De fait, l’activité de banque parallèle est similaire à l’activité de banque de dépôt en ce sens qu’elle transforme échéance et risque. En d’autres mots, les banques parallèles accordent du crédit comme les banques traditionnelles. Pour cette raison, on ne comprend pas pourquoi les banques parallèles ne peuvent pas tomber sous la coupe de la Banque centrale sous prétexte qu’elles ne sont pas autorisées à accepter des dépôts. Elles ont pourtant joué un rôle essentiel dans le déroulement de la crise financière de 2008. N’a-t-on rien appris à Maurice ?
Cherchant à reprendre ses billes dans la saga Alvaro Sobrinho, la Banque de Maurice écrit que « the Bank agreed that Investment Banking Licensing be transferred to the Financial Services Commission, provided that such activity does not entail deposit taking ». Sous Rundheersing Bheenick, la BoM aurait exigé la supervision de toutes les activités bancaires indistinctement. Par ailleurs, l’ancien gouverneur avait proposé de fusionner la BoM et la FSC, mais ses détracteurs y voyaient à tort une manœuvre pouvoiriste, voire une tentative de protéger le groupe BAI. Pour avoir accusé celui-ci d’être « involved in shadow banking », l’actuel gouverneur Ramesh Basant Roi devrait remettre au goût du jour cette idée de fusion.

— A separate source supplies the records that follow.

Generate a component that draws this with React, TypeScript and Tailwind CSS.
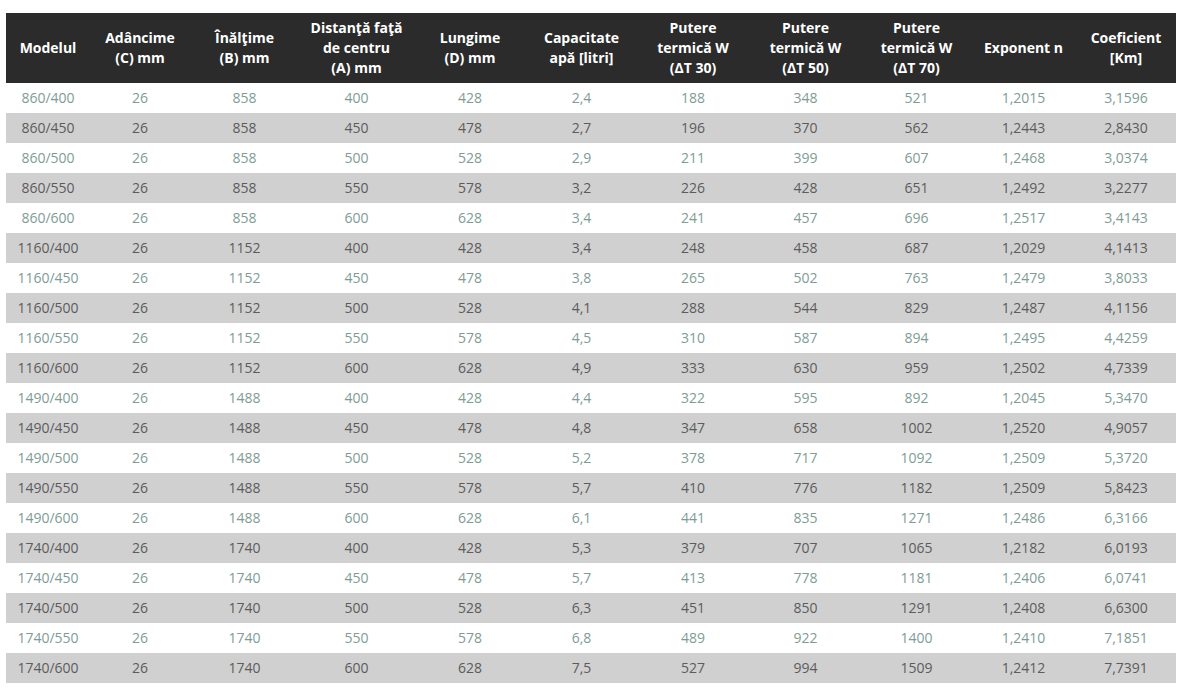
const headers: string[][] = [
  ["Modelul"],
  ["Adâncime", "(C) mm"],
  ["Înălţime", "(B) mm"],
  ["Distanţă faţă", "de centru", "(A) mm"],
  ["Lungime", "(D) mm"],
  ["Capacitate", "apă [litri]"],
  ["Putere", "termică W", "(ΔT 30)"],
  ["Putere", "termică W", "(ΔT 50)"],
  ["Putere", "termică W", "(ΔT 70)"],
  ["Exponent n"],
  ["Coeficient", "[Km]"],
];

const widths = [84, 100, 109, 115, 112, 111, 112, 113, 109, 105, 100];

const rows: string[][] = [
  ["860/400", "26", "858", "400", "428", "2,4", "188", "348", "521", "1,2015", "3,1596"],
  ["860/450", "26", "858", "450", "478", "2,7", "196", "370", "562", "1,2443", "2,8430"],
  ["860/500", "26", "858", "500", "528", "2,9", "211", "399", "607", "1,2468", "3,0374"],
  ["860/550", "26", "858", "550", "578", "3,2", "226", "428", "651", "1,2492", "3,2277"],
  ["860/600", "26", "858", "600", "628", "3,4", "241", "457", "696", "1,2517", "3,4143"],
  ["1160/400", "26", "1152", "400", "428", "3,4", "248", "458", "687", "1,2029", "4,1413"],
  ["1160/450", "26", "1152", "450", "478", "3,8", "265", "502", "763", "1,2479", "3,8033"],
  ["1160/500", "26", "1152", "500", "528", "4,1", "288", "544", "829", "1,2487", "4,1156"],
  ["1160/550", "26", "1152", "550", "578", "4,5", "310", "587", "894", "1,2495", "4,4259"],
  ["1160/600", "26", "1152", "600", "628", "4,9", "333", "630", "959", "1,2502", "4,7339"],
  ["1490/400", "26", "1488", "400", "428", "4,4", "322", "595", "892", "1,2045", "5,3470"],
  ["1490/450", "26", "1488", "450", "478", "4,8", "347", "658", "1002", "1,2520", "4,9057"],
  ["1490/500", "26", "1488", "500", "528", "5,2", "378", "717", "1092", "1,2509", "5,3720"],
  ["1490/550", "26", "1488", "550", "578", "5,7", "410", "776", "1182", "1,2509", "5,8423"],
  ["1490/600", "26", "1488", "600", "628", "6,1", "441", "835", "1271", "1,2486", "6,3166"],
  ["1740/400", "26", "1740", "400", "428", "5,3", "379", "707", "1065", "1,2182", "6,0193"],
  ["1740/450", "26", "1740", "450", "478", "5,7", "413", "778", "1181", "1,2406", "6,0741"],
  ["1740/500", "26", "1740", "500", "528", "6,3", "451", "850", "1291", "1,2408", "6,6300"],
  ["1740/550", "26", "1740", "550", "578", "6,8", "489", "922", "1400", "1,2410", "7,1851"],
  ["1740/600", "26", "1740", "600", "628", "7,5", "527", "994", "1509", "1,2412", "7,7391"],
];

export default function App() {
  return (
    <div className="min-h-[690px] bg-white pl-[6px] pt-[13px] font-['Open_Sans',sans-serif]">
      <table className="w-[1170px] table-fixed border-collapse text-center text-[14px]">
        <colgroup>
          {widths.map((w, i) => (
            <col key={i} style={{ width: w }} />
          ))}
        </colgroup>
        <thead>
          <tr className="h-[70px] bg-[#2b2b2b] text-white">
            {headers.map((lines, i) => (
              <th key={i} className="px-1 align-middle font-bold leading-[20px]">
                {lines.map((l, j) => (
                  <div key={j}>{l}</div>
                ))}
              </th>
            ))}
          </tr>
        </thead>
        <tbody>
          {rows.map((r, i) => (
            <tr
              key={r[0]}
              className={
                i % 2 === 0
                  ? "h-[30px] bg-white text-[#7e9c95]"
                  : "h-[30px] bg-[#d0d0d0] text-[#5c5c5c]"
              }
            >
              {r.map((c, j) => (
                <td key={j} className="p-0 align-middle leading-[20px]">
                  {c}
                </td>
              ))}
            </tr>
          ))}
        </tbody>
      </table>
    </div>
  );
}
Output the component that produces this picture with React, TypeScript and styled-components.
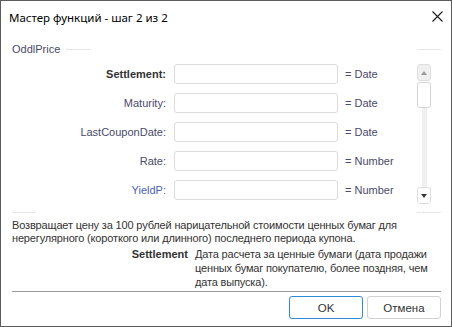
import styled, { createGlobalStyle } from "styled-components";

const GlobalStyle = createGlobalStyle`
  html, body {
    margin: 0;
    padding: 0;
    background: #ffffff;
  }
`;

type Arg = {
  name: string;
  type: string;
  bold?: boolean;
  link?: boolean;
};

const args: Arg[] = [
  { name: "Settlement", type: "Date", bold: true },
  { name: "Maturity", type: "Date" },
  { name: "LastCouponDate", type: "Date" },
  { name: "Rate", type: "Number" },
  { name: "YieldP", type: "Number", link: true },
];

export default function App() {
  return (
    <>
      <GlobalStyle />
      <Window>
        <TitleBar>
          <Title>Мастер функций - шаг 2 из 2</Title>
          <CloseButton type="button" aria-label="Закрыть">
            <svg width="11" height="11" viewBox="0 0 11 11">
              <path d="M0.5 0.5 L10.5 10.5 M10.5 0.5 L0.5 10.5" stroke="#1a1a1a" strokeWidth="1.1" />
            </svg>
          </CloseButton>
        </TitleBar>

        <Group>
          <LegendRow>
            <Legend>OddlPrice</Legend>
            <EdgeLine />
            <Spacer />
            <EdgeLine />
          </LegendRow>

          <FieldsArea>
            <FieldsGrid>
              {args.map((arg) => (
                <FieldRow key={arg.name}>
                  <FieldLabel $bold={arg.bold} $link={arg.link}>
                    {arg.name}:
                  </FieldLabel>
                  <FieldInput type="text" />
                  <FieldType>= {arg.type}</FieldType>
                </FieldRow>
              ))}
            </FieldsGrid>

            <ScrollBar>
              <ScrollButton $muted>
                <svg width="6" height="4" viewBox="0 0 6 4">
                  <path d="M0 4 L3 0 L6 4 Z" fill="#9a9a9a" />
                </svg>
              </ScrollButton>
              <ScrollThumb />
              <ScrollTrack />
              <ScrollButton>
                <svg width="6" height="4" viewBox="0 0 6 4">
                  <path d="M0 0 L6 0 L3 4 Z" fill="#3a3a3a" />
                </svg>
              </ScrollButton>
            </ScrollBar>
          </FieldsArea>

          <BottomEdge>
            <EdgeLine />
            <Spacer />
            <EdgeLine />
          </BottomEdge>
        </Group>

        <Description>
          Возвращает цену за 100 рублей нарицательной стоимости ценных бумаг для
          нерегулярного (короткого или длинного) последнего периода купона.
        </Description>

        <ArgHelp>
          <ArgName>Settlement</ArgName>
          <ArgText>
            Дата расчета за ценные бумаги (дата продажи ценных бумаг покупателю,
            более поздняя, чем дата выпуска).
          </ArgText>
        </ArgHelp>

        <Footer>
          <DialogButton type="button" $primary>
            OK
          </DialogButton>
          <DialogButton type="button">Отмена</DialogButton>
        </Footer>
      </Window>
    </>
  );
}

const Window = styled.div`
  box-sizing: border-box;
  width: 452px;
  height: 327px;
  border: 1px solid #5c5c5c;
  background: #ffffff;
  display: flex;
  flex-direction: column;
  font-family: "Liberation Sans", Arial, sans-serif;
  font-size: 11px;
  color: #333333;
  overflow: hidden;
`;

const TitleBar = styled.div`
  height: 32px;
  display: flex;
  align-items: center;
  justify-content: space-between;
  padding: 0 0 0 8px;
`;

const Title = styled.span`
  font-family: "Noto Sans", "Open Sans", sans-serif;
  font-size: 11.5px;
  color: #000000;
  margin-top: 1px;
`;

const CloseButton = styled.button`
  width: 28px;
  height: 28px;
  margin-top: -2px;
  border: none;
  background: transparent;
  display: flex;
  align-items: center;
  justify-content: center;
  padding: 0;
  cursor: pointer;
`;

const Group = styled.section`
  margin: 9px 10px 0 11px;
  display: flex;
  flex-direction: column;
`;

const LegendRow = styled.div`
  height: 14px;
  display: flex;
  align-items: center;
`;

const BottomEdge = styled.div`
  height: 1px;
  margin-top: 8px;
  display: flex;
`;

const Legend = styled.span`
  color: #4a4a6a;
  margin-right: 6px;
`;

const EdgeLine = styled.span`
  width: 24px;
  height: 1px;
  background: #e6e6e6;
`;

const Spacer = styled.span`
  flex: 1;
`;

const FieldsArea = styled.div`
  display: flex;
  margin-top: 8px;
`;

const FieldsGrid = styled.div`
  display: flex;
  flex-direction: column;
  gap: 9px;
  width: 394px;
`;

const FieldRow = styled.div`
  display: grid;
  grid-template-columns: 154px 164px auto;
  column-gap: 8px;
  align-items: center;
  height: 20px;
`;

const FieldLabel = styled.label<{ $bold?: boolean; $link?: boolean }>`
  text-align: right;
  font-weight: ${(p) => (p.$bold ? 700 : 400)};
  color: ${(p) => (p.$bold ? "#333333" : p.$link ? "#4a5fb0" : "#4a4a6a")};
  white-space: nowrap;
`;

const FieldInput = styled.input`
  box-sizing: border-box;
  width: 164px;
  height: 20px;
  border: 1px solid #dcdcdc;
  border-radius: 3px;
  background: #ffffff;
  outline: none;
  padding: 0 4px;
  font: inherit;
`;

const FieldType = styled.span`
  color: #4a4a6a;
  margin-left: -1px;
  white-space: nowrap;
`;

const ScrollBar = styled.div`
  width: 14px;
  height: 140px;
  margin-left: 11px;
  display: flex;
  flex-direction: column;
  align-items: center;
`;

const ScrollButton = styled.div<{ $muted?: boolean }>`
  box-sizing: border-box;
  width: 14px;
  height: 17px;
  border: 1px solid #dedede;
  border-radius: 3px;
  background: ${(p) => (p.$muted ? "#f0f0f0" : "#ffffff")};
  display: flex;
  align-items: center;
  justify-content: center;
`;

const ScrollThumb = styled.div`
  box-sizing: border-box;
  width: 14px;
  height: 26px;
  margin-top: 1px;
  border: 1px solid #d4d4d4;
  border-radius: 3px;
  background: #ffffff;
`;

const ScrollTrack = styled.div`
  flex: 1;
  width: 5px;
  background: #f0f0f0;
`;

const Description = styled.p`
  margin: 6px 10px 0 11px;
  line-height: 13px;
  letter-spacing: -0.16px;
  color: #333333;
`;

const ArgHelp = styled.div`
  display: grid;
  grid-template-columns: 176px 1fr;
  column-gap: 7px;
  margin: 2px 10px 0 11px;
  line-height: 14px;
`;

const ArgName = styled.span`
  text-align: right;
  font-weight: 700;
  color: #333333;
`;

const ArgText = styled.span`
  color: #333333;
  letter-spacing: -0.16px;
`;

const Footer = styled.div`
  margin: auto 10px 0 11px;
  border-top: 1px solid #9a9a9a;
  padding: 4px 0 7px;
  display: flex;
  justify-content: flex-end;
  gap: 4px;
`;

const DialogButton = styled.button<{ $primary?: boolean }>`
  box-sizing: border-box;
  width: 74px;
  height: 23px;
  border: 1px solid ${(p) => (p.$primary ? "#2f8ad6" : "#d2d2d2")};
  border-radius: 3px;
  background: #ffffff;
  font-family: "Liberation Sans", Arial, sans-serif;
  font-size: 11.5px;
  color: #333333;
  cursor: pointer;
`;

Car c’est le meilleur moyen de mettre le secteur financier à l’abri des ingérences politiques. En matière de régulation, la BoM est réputée pour sa rigueur objective tandis que la FSC est connue pour sa légèreté, si ce n’est pour sa fermeté sélective. Contrairement à la Bank of Mauritius Tower, où l’on respire le professionnalisme, la FSC House ressemble à une pépinière de jeunes diplômés. Il est ainsi moins difficile pour les décideurs politiques de mettre au pas la direction de la FSC. L’austérité affichée par la BoM envers le monde des affaires n’est pas une raison pour que le gouvernement donne à la FSC des pouvoirs qui auraient dû revenir à la Banque centrale.
Cette dernière est aussi accommodante du pouvoir politique. Cependant, il doit exercer beaucoup de pressions sur elle avant qu’elle se résigne à publier un communiqué qui fait le jeu de ses maîtres politiques. C’est ce qui explique le démenti tardif de la BoM au sujet de l’Angolais. Reste à savoir si un haut officiel de la Banque de Maurice a partagé un repas avec Alvaro Sobrinho, la Présidente de la République et un membre du gouvernement. Tout soupçon de relations incestueuses au sommet de l'État entache la réputation du secteur financier.
Comme pour confirmer la proximité des politiques avec des hommes d'affaires, le Premier ministre adjoint a choisi de rencontrer le personnage controversé dont il se fait l’avocat. Alors qu’une enquête de la FSC sur ce dernier était toujours en cours, il a raté une occasion de se taire. De surcroît, il bénit les milliards que compte investir l’Angolais ici.
À l’image des banques parallèles et de leur nébuleuse de mystère (absence de transparence et d’information sur la valeur ou la nature de leurs actifs, et opacité de leur gouvernance et de leurs structures d’actionnariat), Alvaro Sobrinho entretient une dose d'obscurité. Il travaille dans le flou et charrie des données disparates et incomplètes que les autorités ont du mal à assembler. S'il évite la presse écrite, c'est qu'il a quelque chose à craindre. Des questions sans réponse, c’est justement le lot de la finance de l’ombre.